PROBLEM DETAILS
Leave out the pictures and repeat every record exactly.

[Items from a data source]
══════
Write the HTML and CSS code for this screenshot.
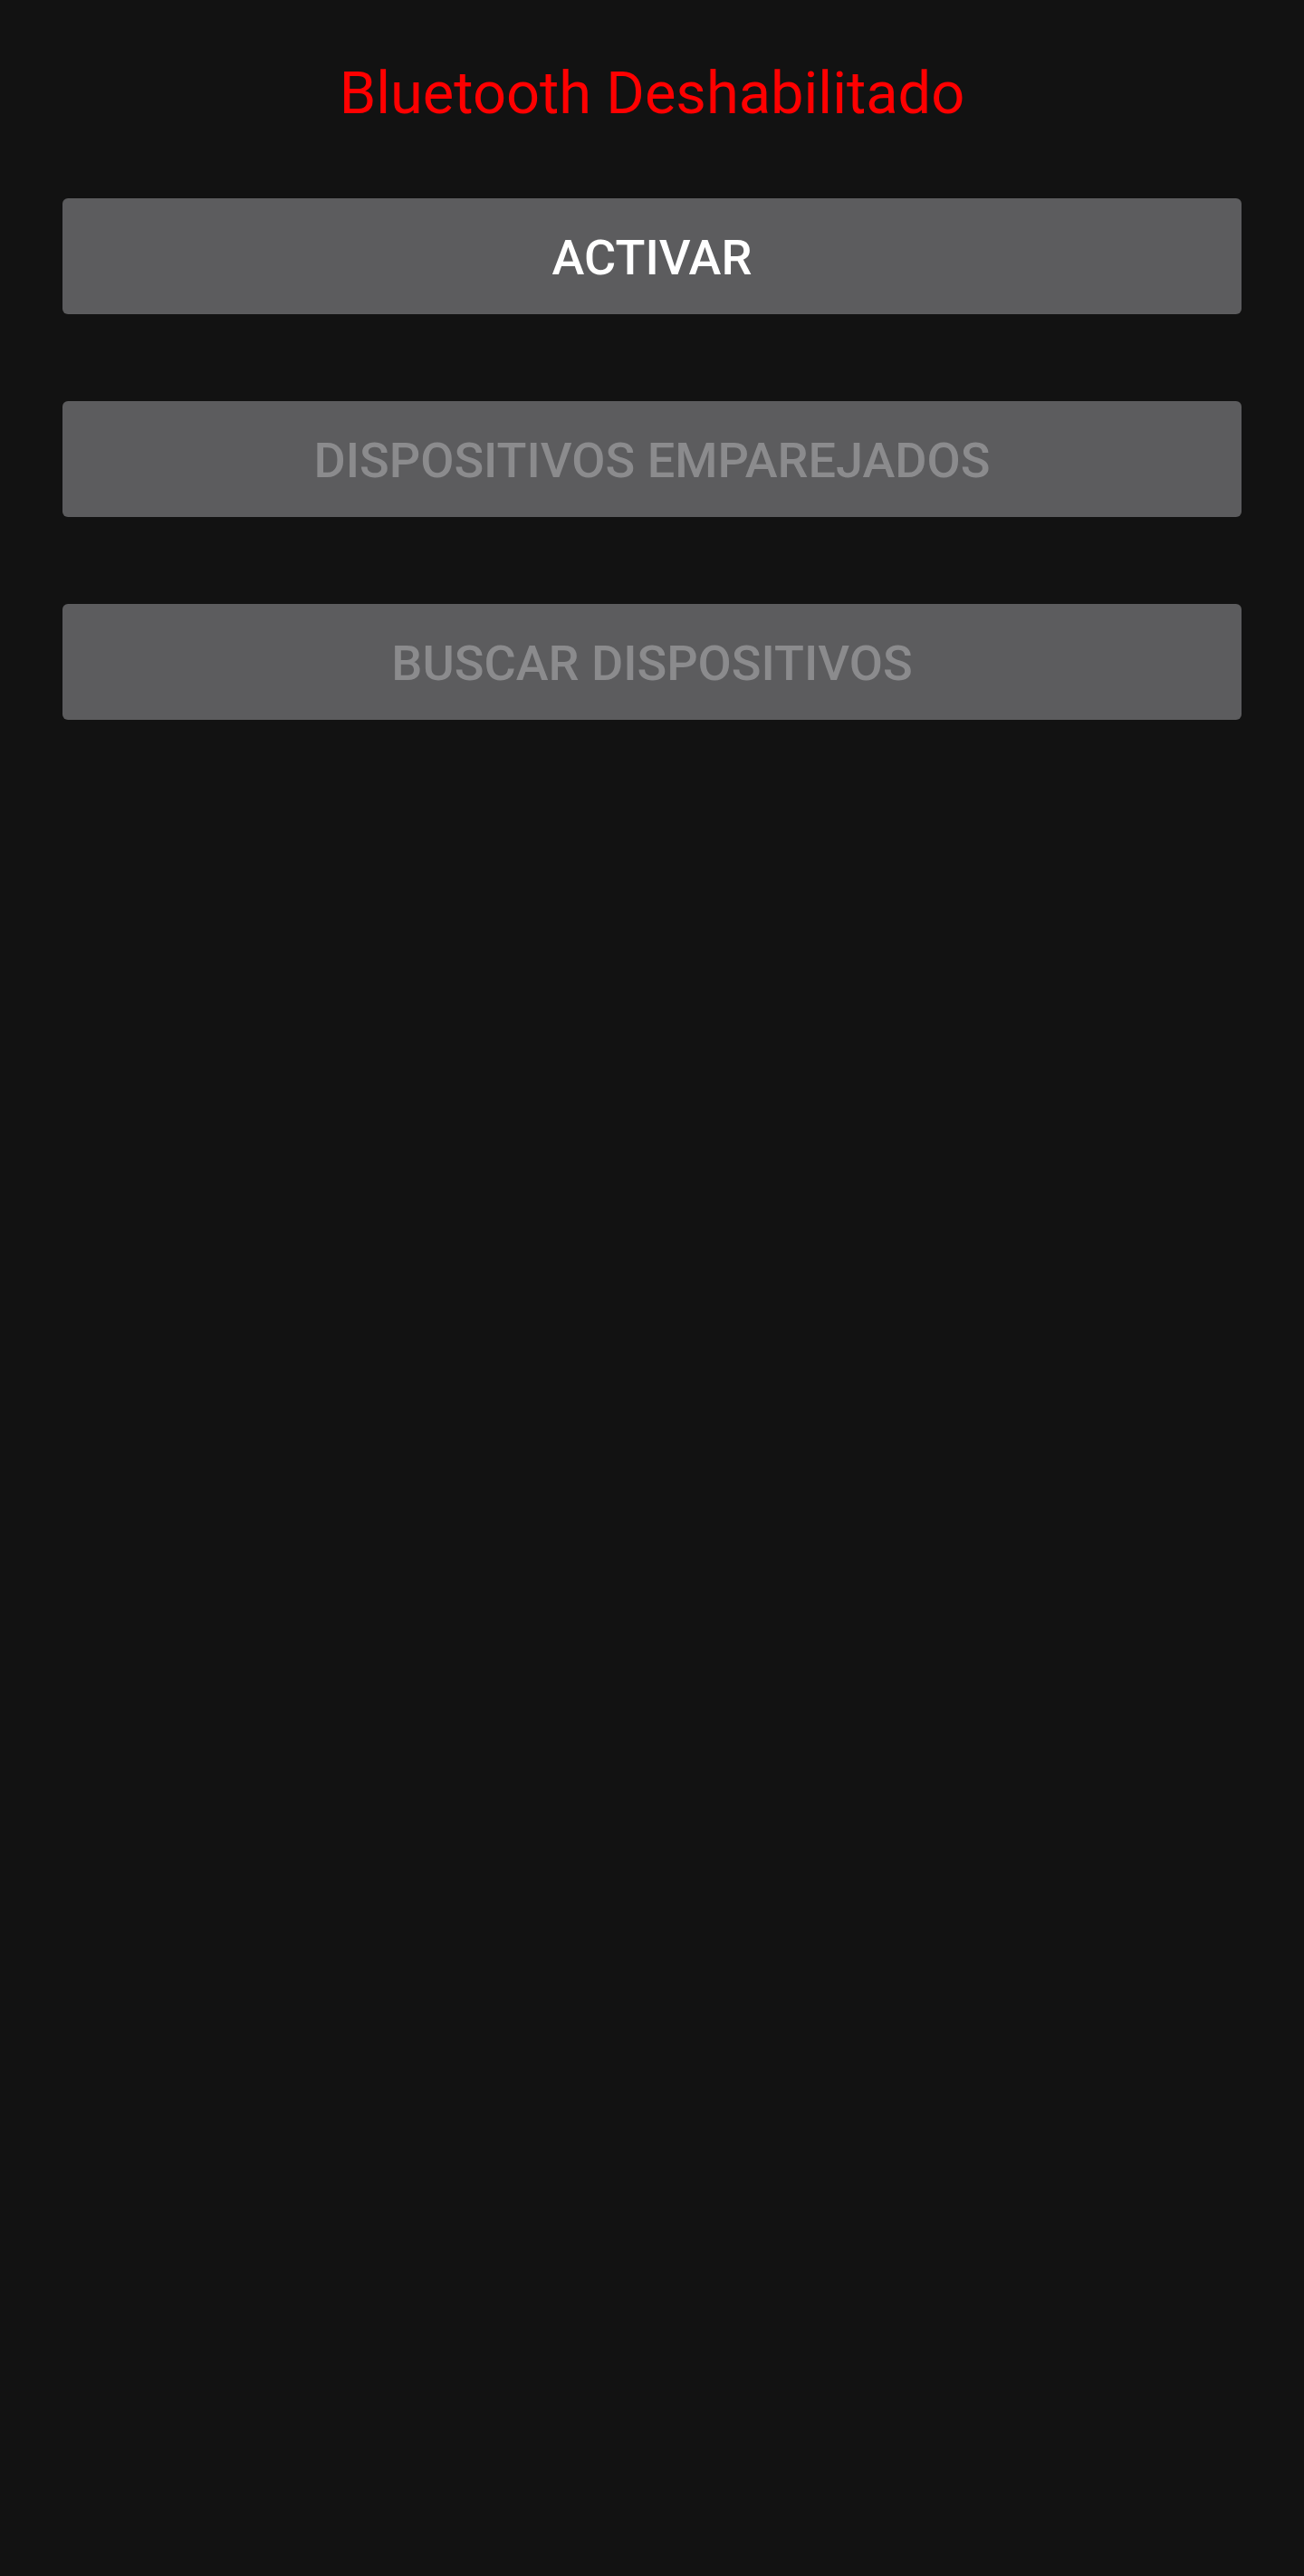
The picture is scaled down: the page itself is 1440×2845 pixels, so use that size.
FILE: index.html
```html
<!DOCTYPE html>
<html lang="es">
<head>
<meta charset="utf-8">
<title>Bluetooth</title>
<link rel="stylesheet" href="styles.css">
</head>
<body>
<main class="screen">
  <h1 class="status">Bluetooth Deshabilitado</h1>
  <div class="actions">
    <button class="btn btn-active">ACTIVAR</button>
    <button class="btn btn-disabled" disabled>DISPOSITIVOS EMPAREJADOS</button>
    <button class="btn btn-disabled" disabled>BUSCAR DISPOSITIVOS</button>
  </div>
</main>
</body>
</html>
```
FILE: styles.css
```css
html, body {
  margin: 0;
  padding: 0;
  background: #121212;
}
.screen {
  min-height: 2845px;
  box-sizing: border-box;
  padding: 71px 69px 0;
  font-family: Roboto, "Liberation Sans", sans-serif;
}
.status {
  margin: 0;
  text-align: center;
  font-size: 65px;
  font-weight: 400;
  line-height: 1;
  color: #ff0000;
}
.actions {
  margin-top: 83px;
  display: flex;
  flex-direction: column;
  gap: 96px;
}
.btn {
  height: 128px;
  border: none;
  border-radius: 6px;
  background: #5c5c5e;
  font-family: Roboto, "Liberation Sans", sans-serif;
  font-size: 54px;
  font-weight: 500;
  padding: 3px 0 0;
}
.btn-active {
  color: #ffffff;
}
.btn-disabled {
  color: #8b8b8d;
}
```
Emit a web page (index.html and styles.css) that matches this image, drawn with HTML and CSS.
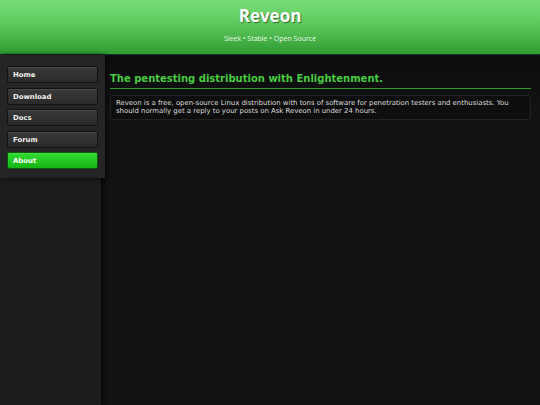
FILE: index.html
```html
<!DOCTYPE html>
<html>
<head>
<meta charset="utf-8">
<link rel="stylesheet" href="styles.css">
</head>
<body>
<header class="top">
  <h1 class="logo">Reveon</h1>
  <p class="tagline">Sleek • Stable • Open Source</p>
</header>
<div class="wrap">
  <aside class="side">
    <nav class="nav">
      <a class="btn" href="#">Home</a>
      <a class="btn" href="#">Download</a>
      <a class="btn" href="#">Docs</a>
      <a class="btn" href="#">Forum</a>
      <a class="btn active" href="#">About</a>
    </nav>
  </aside>
  <main class="main">
    <h2 class="title">The pentesting distribution with Enlightenment.</h2>
    <div class="box">Reveon is a free, open-source Linux distribution with tons of software for penetration testers and enthusiasts. You should normally get a reply to your posts on Ask Reveon in under 24 hours.</div>
  </main>
</div>
</body>
</html>
```
FILE: styles.css
```css
html, body {
  margin: 0;
  padding: 0;
  height: 100%;
}
body {
  background: #111111;
  font-family: "DejaVu Sans", sans-serif;
  color: #dddddd;
  display: flex;
  flex-direction: column;
  -webkit-font-smoothing: antialiased;
}
.top {
  height: 55px;
  flex: none;
  background: linear-gradient(#78de78, #5cc85c 45%, #2f9b32);
  border-bottom: 1px solid #0f3a2a;
  text-align: center;
  box-sizing: border-box;
}
.logo {
  margin: 0;
  padding-top: 4px;
  font-family: "Open Sans", sans-serif;
  font-weight: 700;
  font-size: 17px;
  line-height: 24px;
  color: #ffffff;
  text-shadow: 1px 1px 1px rgba(0,0,0,0.45);
}
.tagline {
  margin: 6px 0 0;
  font-family: "Open Sans", sans-serif;
  font-size: 7px;
  line-height: 10px;
  color: #e8f8e8;
}
.wrap {
  flex: 1;
  display: flex;
}
.side {
  width: 101px;
  background: #1c1c1c;
  flex: none;
  position: relative;
  z-index: 1;
  box-shadow: 2px 0 4px rgba(0,0,0,0.7);
}
.nav {
  width: 105px;
  box-sizing: border-box;
  background: #252525;
  padding: 11px 7px 9px 7px;
  display: flex;
  flex-direction: column;
  gap: 4.5px;
  box-shadow: 1px 1px 4px rgba(0,0,0,0.6);
}
.btn {
  display: block;
  width: 91px;
  height: 17px;
  box-sizing: border-box;
  padding-left: 5px;
  line-height: 16px;
  font-size: 6.9px;
  font-weight: 700;
  color: #f0f0f0;
  text-decoration: none;
  background: linear-gradient(#3a3a3a, #2a2a2a);
  border: 1px solid #121212;
  border-radius: 2px;
  box-shadow: inset 0 1px 0 rgba(255,255,255,0.08);
}
.btn.active {
  background: linear-gradient(#33dd33, #14b414);
  border-color: #0d5a0d;
  color: #ffffff;
}
.main {
  flex: 1;
  padding: 17px 9px 0 9px;
  background: linear-gradient(#0d0d10, #121212 60px);
}
.title {
  margin: 0;
  font-size: 10px;
  line-height: 14px;
  font-weight: 700;
  color: #47cc3f;
  padding-bottom: 2px;
  border-bottom: 1px solid #2e9a2e;
}
.box {
  margin-top: 6px;
  background: #0e0e0e;
  border: 1px solid #222222;
  border-radius: 3px;
  padding: 3px 5px 4px 5px;
  font-size: 6.9px;
  line-height: 8px;
  color: #dcdcdc;
}
```
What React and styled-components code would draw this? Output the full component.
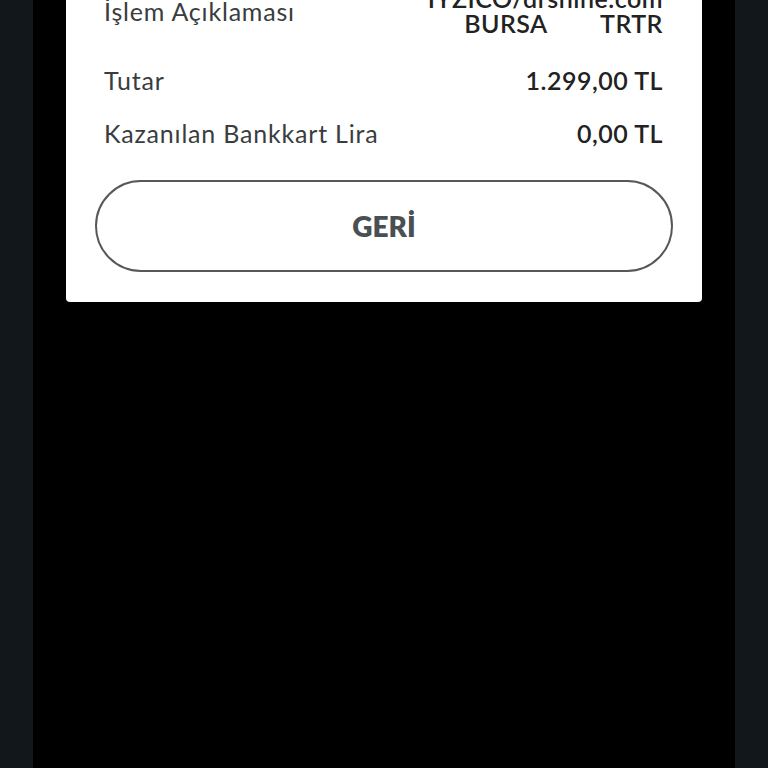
══════
WRITTEN REPLY
Write the HTML and CSS code for this screenshot.
The picture is scaled down: the page itself is 1440×2845 pixels, so use that size.
FILE: index.html
```html
<!DOCTYPE html>
<html lang="es">
<head>
<meta charset="utf-8">
<title>Bluetooth</title>
<link rel="stylesheet" href="styles.css">
</head>
<body>
<main class="screen">
  <h1 class="status">Bluetooth Deshabilitado</h1>
  <div class="actions">
    <button class="btn btn-active">ACTIVAR</button>
    <button class="btn btn-disabled" disabled>DISPOSITIVOS EMPAREJADOS</button>
    <button class="btn btn-disabled" disabled>BUSCAR DISPOSITIVOS</button>
  </div>
</main>
</body>
</html>
```
FILE: styles.css
```css
html, body {
  margin: 0;
  padding: 0;
  background: #121212;
}
.screen {
  min-height: 2845px;
  box-sizing: border-box;
  padding: 71px 69px 0;
  font-family: Roboto, "Liberation Sans", sans-serif;
}
.status {
  margin: 0;
  text-align: center;
  font-size: 65px;
  font-weight: 400;
  line-height: 1;
  color: #ff0000;
}
.actions {
  margin-top: 83px;
  display: flex;
  flex-direction: column;
  gap: 96px;
}
.btn {
  height: 128px;
  border: none;
  border-radius: 6px;
  background: #5c5c5e;
  font-family: Roboto, "Liberation Sans", sans-serif;
  font-size: 54px;
  font-weight: 500;
  padding: 3px 0 0;
}
.btn-active {
  color: #ffffff;
}
.btn-disabled {
  color: #8b8b8d;
}
```
Emit a web page (index.html and styles.css) that matches this image, drawn with HTML and CSS.
FILE: index.html
```html
<!DOCTYPE html>
<html>
<head>
<meta charset="utf-8">
<link rel="stylesheet" href="styles.css">
</head>
<body>
<header class="top">
  <h1 class="logo">Reveon</h1>
  <p class="tagline">Sleek • Stable • Open Source</p>
</header>
<div class="wrap">
  <aside class="side">
    <nav class="nav">
      <a class="btn" href="#">Home</a>
      <a class="btn" href="#">Download</a>
      <a class="btn" href="#">Docs</a>
      <a class="btn" href="#">Forum</a>
      <a class="btn active" href="#">About</a>
    </nav>
  </aside>
  <main class="main">
    <h2 class="title">The pentesting distribution with Enlightenment.</h2>
    <div class="box">Reveon is a free, open-source Linux distribution with tons of software for penetration testers and enthusiasts. You should normally get a reply to your posts on Ask Reveon in under 24 hours.</div>
  </main>
</div>
</body>
</html>
```
FILE: styles.css
```css
html, body {
  margin: 0;
  padding: 0;
  height: 100%;
}
body {
  background: #111111;
  font-family: "DejaVu Sans", sans-serif;
  color: #dddddd;
  display: flex;
  flex-direction: column;
  -webkit-font-smoothing: antialiased;
}
.top {
  height: 55px;
  flex: none;
  background: linear-gradient(#78de78, #5cc85c 45%, #2f9b32);
  border-bottom: 1px solid #0f3a2a;
  text-align: center;
  box-sizing: border-box;
}
.logo {
  margin: 0;
  padding-top: 4px;
  font-family: "Open Sans", sans-serif;
  font-weight: 700;
  font-size: 17px;
  line-height: 24px;
  color: #ffffff;
  text-shadow: 1px 1px 1px rgba(0,0,0,0.45);
}
.tagline {
  margin: 6px 0 0;
  font-family: "Open Sans", sans-serif;
  font-size: 7px;
  line-height: 10px;
  color: #e8f8e8;
}
.wrap {
  flex: 1;
  display: flex;
}
.side {
  width: 101px;
  background: #1c1c1c;
  flex: none;
  position: relative;
  z-index: 1;
  box-shadow: 2px 0 4px rgba(0,0,0,0.7);
}
.nav {
  width: 105px;
  box-sizing: border-box;
  background: #252525;
  padding: 11px 7px 9px 7px;
  display: flex;
  flex-direction: column;
  gap: 4.5px;
  box-shadow: 1px 1px 4px rgba(0,0,0,0.6);
}
.btn {
  display: block;
  width: 91px;
  height: 17px;
  box-sizing: border-box;
  padding-left: 5px;
  line-height: 16px;
  font-size: 6.9px;
  font-weight: 700;
  color: #f0f0f0;
  text-decoration: none;
  background: linear-gradient(#3a3a3a, #2a2a2a);
  border: 1px solid #121212;
  border-radius: 2px;
  box-shadow: inset 0 1px 0 rgba(255,255,255,0.08);
}
.btn.active {
  background: linear-gradient(#33dd33, #14b414);
  border-color: #0d5a0d;
  color: #ffffff;
}
.main {
  flex: 1;
  padding: 17px 9px 0 9px;
  background: linear-gradient(#0d0d10, #121212 60px);
}
.title {
  margin: 0;
  font-size: 10px;
  line-height: 14px;
  font-weight: 700;
  color: #47cc3f;
  padding-bottom: 2px;
  border-bottom: 1px solid #2e9a2e;
}
.box {
  margin-top: 6px;
  background: #0e0e0e;
  border: 1px solid #222222;
  border-radius: 3px;
  padding: 3px 5px 4px 5px;
  font-size: 6.9px;
  line-height: 8px;
  color: #dcdcdc;
}
```
What React and styled-components code would draw this? Output the full component.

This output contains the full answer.